Artikel 12a van de Woningwet verplicht alle gemeenten om een welstandsnota vast te stellen. Die welstandsnota moet, in de vorm van beleidsregels, criteria bevatten voor de welstandstoetsing.

Om te voldoen aan deze verplichting heeft de gemeenteraad in juli 2004 de kadernota 'Over welstand geschreven' vastgesteld. De nota geeft de kaders voor het welstandsbeleid. Hiermee worden bouwplannen getoetst aan redelijke eisen van welstand, om de fraaie leefomgeving in de stad te behouden en te versterken.

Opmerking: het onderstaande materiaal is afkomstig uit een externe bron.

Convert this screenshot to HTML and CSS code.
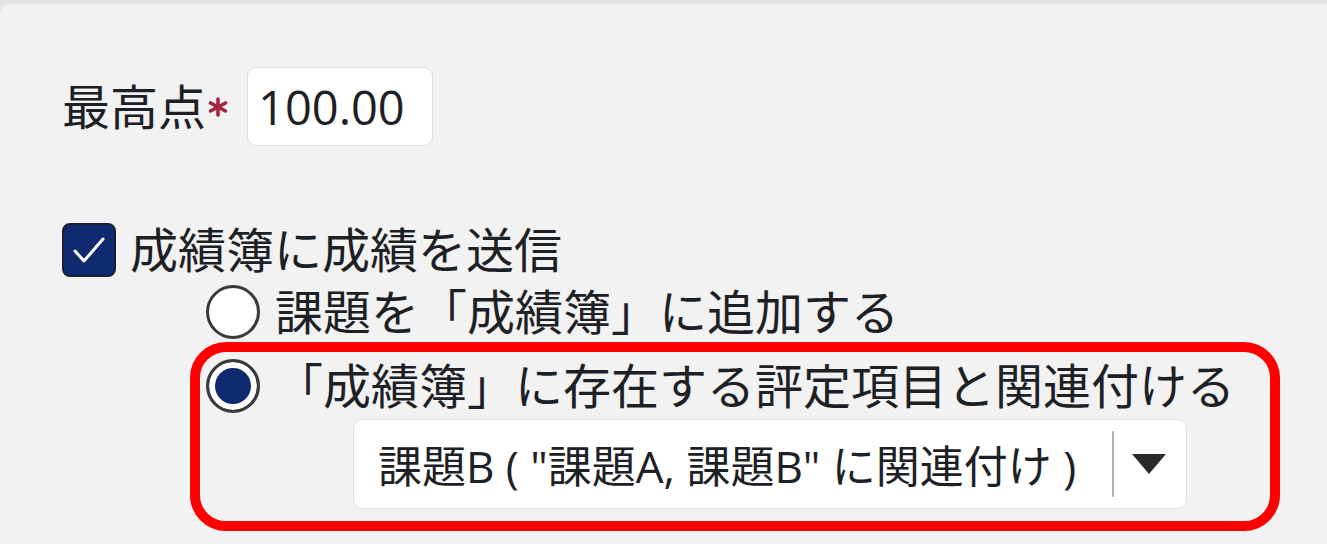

In deze nota wordt voor ieder perceel in Apeldoorn één welstandsthema en één welstandsniveau aangewezen. Het niveau geeft aan hoeveel welstandsaandacht de gemeente aan een gebied geeft, waarbij de niveaus variëren van zwaar tot welstandsvrij. Het thema wordt bepaald door de bouwstijl of bouwperiode van de bebouwing. In het bestemmingsplan wordt het specifieke karakter van het gebied geregeld voor zover dit gaat om bebouwingsregels en gebruik. Het welstandsbeleid is hierop aanvullend en heeft betrekking op situering, massa en vorm, gevelkarakteristiek en detaillering, kleur en materiaalgebruik.

Voor dit plangebied wordt, net als voor de rest van de Metaalbuurt, geen gebiedsgericht welstand gemaakt maar wordt gebruik gemaakt van de kadernota. Hierin wordt het thema lintbebouwing van toepassing verklaard voor de bebouwing parallel aan de Arnhemseweg en geldt voor de nieuwbouw aan de Radiumweg het thema Tuinwijken volkswoningbouw. Voor het plangebied geldt het zware welstandsniveau. Door de ligging aan een belangrijke radiaal en het feit dat de Metaalbuurt een beschermde cultuurhistorische status heeft, is hiervoor gekozen.